EXERCISE REQUIREMENTS:
Exactly repeat all the records below, omitting the images they hold.

:: THE INPUT

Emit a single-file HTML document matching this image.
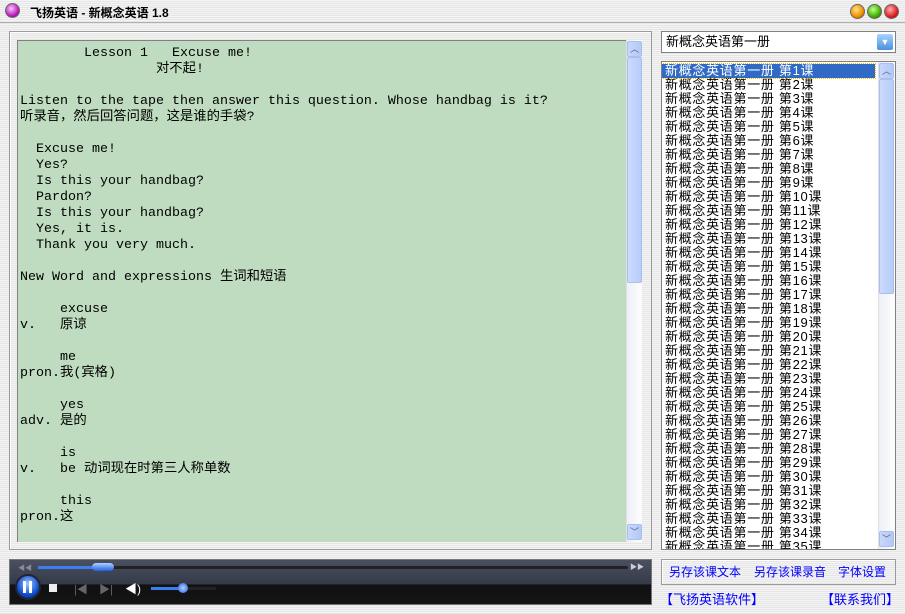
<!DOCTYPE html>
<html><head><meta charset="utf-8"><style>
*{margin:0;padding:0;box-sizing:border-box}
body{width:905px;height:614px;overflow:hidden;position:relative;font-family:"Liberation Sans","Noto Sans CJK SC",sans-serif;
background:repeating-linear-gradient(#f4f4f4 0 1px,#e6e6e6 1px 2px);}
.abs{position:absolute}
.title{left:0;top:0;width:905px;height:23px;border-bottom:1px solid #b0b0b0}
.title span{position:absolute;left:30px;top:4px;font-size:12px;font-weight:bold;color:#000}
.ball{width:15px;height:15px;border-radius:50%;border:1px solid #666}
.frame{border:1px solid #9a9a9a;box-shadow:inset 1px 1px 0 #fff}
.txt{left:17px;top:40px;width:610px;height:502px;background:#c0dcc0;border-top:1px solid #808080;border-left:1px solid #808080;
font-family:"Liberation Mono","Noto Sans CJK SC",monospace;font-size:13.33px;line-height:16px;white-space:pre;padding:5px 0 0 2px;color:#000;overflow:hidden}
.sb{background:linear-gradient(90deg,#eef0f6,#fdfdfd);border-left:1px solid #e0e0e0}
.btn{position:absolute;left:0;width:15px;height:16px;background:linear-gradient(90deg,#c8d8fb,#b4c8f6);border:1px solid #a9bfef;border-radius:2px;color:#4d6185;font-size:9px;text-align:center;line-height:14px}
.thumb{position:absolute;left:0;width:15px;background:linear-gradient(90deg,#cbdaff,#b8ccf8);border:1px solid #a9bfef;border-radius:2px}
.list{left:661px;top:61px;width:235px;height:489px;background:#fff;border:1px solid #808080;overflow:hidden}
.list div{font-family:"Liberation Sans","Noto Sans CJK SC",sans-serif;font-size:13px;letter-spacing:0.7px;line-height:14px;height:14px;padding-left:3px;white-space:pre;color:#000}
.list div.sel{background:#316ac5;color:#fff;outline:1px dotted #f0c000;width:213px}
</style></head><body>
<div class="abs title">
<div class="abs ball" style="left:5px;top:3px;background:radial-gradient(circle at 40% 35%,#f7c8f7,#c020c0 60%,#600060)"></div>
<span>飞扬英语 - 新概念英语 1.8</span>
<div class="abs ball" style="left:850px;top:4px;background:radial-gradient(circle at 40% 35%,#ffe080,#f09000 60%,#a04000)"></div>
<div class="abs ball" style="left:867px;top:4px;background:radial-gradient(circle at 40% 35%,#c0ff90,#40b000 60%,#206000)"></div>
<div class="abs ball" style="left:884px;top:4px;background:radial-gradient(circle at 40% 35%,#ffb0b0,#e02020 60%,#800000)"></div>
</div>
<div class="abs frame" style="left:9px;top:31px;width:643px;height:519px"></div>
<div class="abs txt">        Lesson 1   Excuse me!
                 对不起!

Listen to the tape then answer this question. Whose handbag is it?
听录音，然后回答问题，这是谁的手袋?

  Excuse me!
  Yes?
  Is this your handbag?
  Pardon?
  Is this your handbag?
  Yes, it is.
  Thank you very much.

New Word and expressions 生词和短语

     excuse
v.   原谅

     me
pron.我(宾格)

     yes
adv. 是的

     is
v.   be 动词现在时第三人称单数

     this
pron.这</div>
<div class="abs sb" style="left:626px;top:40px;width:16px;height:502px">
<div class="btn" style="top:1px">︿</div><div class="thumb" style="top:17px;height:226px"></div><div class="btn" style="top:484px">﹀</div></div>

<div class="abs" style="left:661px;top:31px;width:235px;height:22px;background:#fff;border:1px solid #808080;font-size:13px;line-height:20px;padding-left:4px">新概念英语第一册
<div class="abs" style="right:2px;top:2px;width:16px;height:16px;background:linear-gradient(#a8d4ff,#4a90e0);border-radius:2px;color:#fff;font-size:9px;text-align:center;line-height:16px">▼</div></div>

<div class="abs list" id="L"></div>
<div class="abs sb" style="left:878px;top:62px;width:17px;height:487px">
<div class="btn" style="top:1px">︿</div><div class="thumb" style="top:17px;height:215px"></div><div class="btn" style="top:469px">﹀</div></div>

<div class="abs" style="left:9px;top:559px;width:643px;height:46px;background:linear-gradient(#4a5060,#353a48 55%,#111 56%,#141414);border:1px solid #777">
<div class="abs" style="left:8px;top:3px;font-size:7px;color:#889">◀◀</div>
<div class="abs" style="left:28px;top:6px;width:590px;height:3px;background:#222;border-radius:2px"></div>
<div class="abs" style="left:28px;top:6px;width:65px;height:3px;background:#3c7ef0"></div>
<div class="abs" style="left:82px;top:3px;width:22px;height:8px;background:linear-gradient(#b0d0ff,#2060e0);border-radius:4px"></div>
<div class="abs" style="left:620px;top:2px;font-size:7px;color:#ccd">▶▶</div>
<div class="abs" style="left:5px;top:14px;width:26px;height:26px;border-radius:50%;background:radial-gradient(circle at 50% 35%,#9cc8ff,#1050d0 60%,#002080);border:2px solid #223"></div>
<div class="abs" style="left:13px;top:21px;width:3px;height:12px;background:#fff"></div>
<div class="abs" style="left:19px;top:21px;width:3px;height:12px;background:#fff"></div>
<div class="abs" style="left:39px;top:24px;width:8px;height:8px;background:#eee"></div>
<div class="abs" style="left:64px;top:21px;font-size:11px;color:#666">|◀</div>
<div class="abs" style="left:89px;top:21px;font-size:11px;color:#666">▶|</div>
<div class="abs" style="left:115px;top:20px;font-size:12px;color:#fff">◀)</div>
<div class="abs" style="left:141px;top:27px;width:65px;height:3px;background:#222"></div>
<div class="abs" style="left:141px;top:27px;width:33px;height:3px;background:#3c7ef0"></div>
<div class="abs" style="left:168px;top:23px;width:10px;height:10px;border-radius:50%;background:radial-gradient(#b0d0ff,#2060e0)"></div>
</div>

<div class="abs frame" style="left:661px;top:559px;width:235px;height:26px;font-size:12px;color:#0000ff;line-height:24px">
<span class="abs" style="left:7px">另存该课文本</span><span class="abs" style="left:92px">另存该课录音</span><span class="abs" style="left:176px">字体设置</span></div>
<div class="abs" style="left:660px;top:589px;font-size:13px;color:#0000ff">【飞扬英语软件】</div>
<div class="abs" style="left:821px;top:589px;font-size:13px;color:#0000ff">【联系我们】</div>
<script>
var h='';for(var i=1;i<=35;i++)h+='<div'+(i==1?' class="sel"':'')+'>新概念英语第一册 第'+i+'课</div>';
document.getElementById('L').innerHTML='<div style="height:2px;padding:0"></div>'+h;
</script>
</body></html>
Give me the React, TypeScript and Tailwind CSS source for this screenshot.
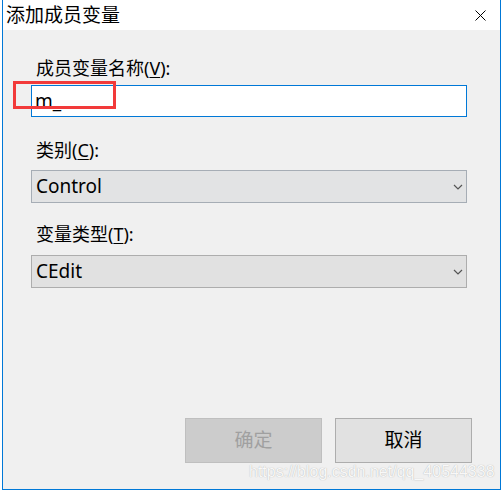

::::

PROBLEM SOLUTION:
Emit a single-file HTML document matching this image.
<!DOCTYPE html>
<html><head><meta charset="utf-8"><style>
*{margin:0;padding:0;box-sizing:border-box}
body{width:905px;height:614px;overflow:hidden;position:relative;font-family:"Liberation Sans","Noto Sans CJK SC",sans-serif;
background:repeating-linear-gradient(#f4f4f4 0 1px,#e6e6e6 1px 2px);}
.abs{position:absolute}
.title{left:0;top:0;width:905px;height:23px;border-bottom:1px solid #b0b0b0}
.title span{position:absolute;left:30px;top:4px;font-size:12px;font-weight:bold;color:#000}
.ball{width:15px;height:15px;border-radius:50%;border:1px solid #666}
.frame{border:1px solid #9a9a9a;box-shadow:inset 1px 1px 0 #fff}
.txt{left:17px;top:40px;width:610px;height:502px;background:#c0dcc0;border-top:1px solid #808080;border-left:1px solid #808080;
font-family:"Liberation Mono","Noto Sans CJK SC",monospace;font-size:13.33px;line-height:16px;white-space:pre;padding:5px 0 0 2px;color:#000;overflow:hidden}
.sb{background:linear-gradient(90deg,#eef0f6,#fdfdfd);border-left:1px solid #e0e0e0}
.btn{position:absolute;left:0;width:15px;height:16px;background:linear-gradient(90deg,#c8d8fb,#b4c8f6);border:1px solid #a9bfef;border-radius:2px;color:#4d6185;font-size:9px;text-align:center;line-height:14px}
.thumb{position:absolute;left:0;width:15px;background:linear-gradient(90deg,#cbdaff,#b8ccf8);border:1px solid #a9bfef;border-radius:2px}
.list{left:661px;top:61px;width:235px;height:489px;background:#fff;border:1px solid #808080;overflow:hidden}
.list div{font-family:"Liberation Sans","Noto Sans CJK SC",sans-serif;font-size:13px;letter-spacing:0.7px;line-height:14px;height:14px;padding-left:3px;white-space:pre;color:#000}
.list div.sel{background:#316ac5;color:#fff;outline:1px dotted #f0c000;width:213px}
</style></head><body>
<div class="abs title">
<div class="abs ball" style="left:5px;top:3px;background:radial-gradient(circle at 40% 35%,#f7c8f7,#c020c0 60%,#600060)"></div>
<span>飞扬英语 - 新概念英语 1.8</span>
<div class="abs ball" style="left:850px;top:4px;background:radial-gradient(circle at 40% 35%,#ffe080,#f09000 60%,#a04000)"></div>
<div class="abs ball" style="left:867px;top:4px;background:radial-gradient(circle at 40% 35%,#c0ff90,#40b000 60%,#206000)"></div>
<div class="abs ball" style="left:884px;top:4px;background:radial-gradient(circle at 40% 35%,#ffb0b0,#e02020 60%,#800000)"></div>
</div>
<div class="abs frame" style="left:9px;top:31px;width:643px;height:519px"></div>
<div class="abs txt">        Lesson 1   Excuse me!
                 对不起!

Listen to the tape then answer this question. Whose handbag is it?
听录音，然后回答问题，这是谁的手袋?

  Excuse me!
  Yes?
  Is this your handbag?
  Pardon?
  Is this your handbag?
  Yes, it is.
  Thank you very much.

New Word and expressions 生词和短语

     excuse
v.   原谅

     me
pron.我(宾格)

     yes
adv. 是的

     is
v.   be 动词现在时第三人称单数

     this
pron.这</div>
<div class="abs sb" style="left:626px;top:40px;width:16px;height:502px">
<div class="btn" style="top:1px">︿</div><div class="thumb" style="top:17px;height:226px"></div><div class="btn" style="top:484px">﹀</div></div>

<div class="abs" style="left:661px;top:31px;width:235px;height:22px;background:#fff;border:1px solid #808080;font-size:13px;line-height:20px;padding-left:4px">新概念英语第一册
<div class="abs" style="right:2px;top:2px;width:16px;height:16px;background:linear-gradient(#a8d4ff,#4a90e0);border-radius:2px;color:#fff;font-size:9px;text-align:center;line-height:16px">▼</div></div>

<div class="abs list" id="L"></div>
<div class="abs sb" style="left:878px;top:62px;width:17px;height:487px">
<div class="btn" style="top:1px">︿</div><div class="thumb" style="top:17px;height:215px"></div><div class="btn" style="top:469px">﹀</div></div>

<div class="abs" style="left:9px;top:559px;width:643px;height:46px;background:linear-gradient(#4a5060,#353a48 55%,#111 56%,#141414);border:1px solid #777">
<div class="abs" style="left:8px;top:3px;font-size:7px;color:#889">◀◀</div>
<div class="abs" style="left:28px;top:6px;width:590px;height:3px;background:#222;border-radius:2px"></div>
<div class="abs" style="left:28px;top:6px;width:65px;height:3px;background:#3c7ef0"></div>
<div class="abs" style="left:82px;top:3px;width:22px;height:8px;background:linear-gradient(#b0d0ff,#2060e0);border-radius:4px"></div>
<div class="abs" style="left:620px;top:2px;font-size:7px;color:#ccd">▶▶</div>
<div class="abs" style="left:5px;top:14px;width:26px;height:26px;border-radius:50%;background:radial-gradient(circle at 50% 35%,#9cc8ff,#1050d0 60%,#002080);border:2px solid #223"></div>
<div class="abs" style="left:13px;top:21px;width:3px;height:12px;background:#fff"></div>
<div class="abs" style="left:19px;top:21px;width:3px;height:12px;background:#fff"></div>
<div class="abs" style="left:39px;top:24px;width:8px;height:8px;background:#eee"></div>
<div class="abs" style="left:64px;top:21px;font-size:11px;color:#666">|◀</div>
<div class="abs" style="left:89px;top:21px;font-size:11px;color:#666">▶|</div>
<div class="abs" style="left:115px;top:20px;font-size:12px;color:#fff">◀)</div>
<div class="abs" style="left:141px;top:27px;width:65px;height:3px;background:#222"></div>
<div class="abs" style="left:141px;top:27px;width:33px;height:3px;background:#3c7ef0"></div>
<div class="abs" style="left:168px;top:23px;width:10px;height:10px;border-radius:50%;background:radial-gradient(#b0d0ff,#2060e0)"></div>
</div>

<div class="abs frame" style="left:661px;top:559px;width:235px;height:26px;font-size:12px;color:#0000ff;line-height:24px">
<span class="abs" style="left:7px">另存该课文本</span><span class="abs" style="left:92px">另存该课录音</span><span class="abs" style="left:176px">字体设置</span></div>
<div class="abs" style="left:660px;top:589px;font-size:13px;color:#0000ff">【飞扬英语软件】</div>
<div class="abs" style="left:821px;top:589px;font-size:13px;color:#0000ff">【联系我们】</div>
<script>
var h='';for(var i=1;i<=35;i++)h+='<div'+(i==1?' class="sel"':'')+'>新概念英语第一册 第'+i+'课</div>';
document.getElementById('L').innerHTML='<div style="height:2px;padding:0"></div>'+h;
</script>
</body></html>
Give me the React, TypeScript and Tailwind CSS source for this screenshot.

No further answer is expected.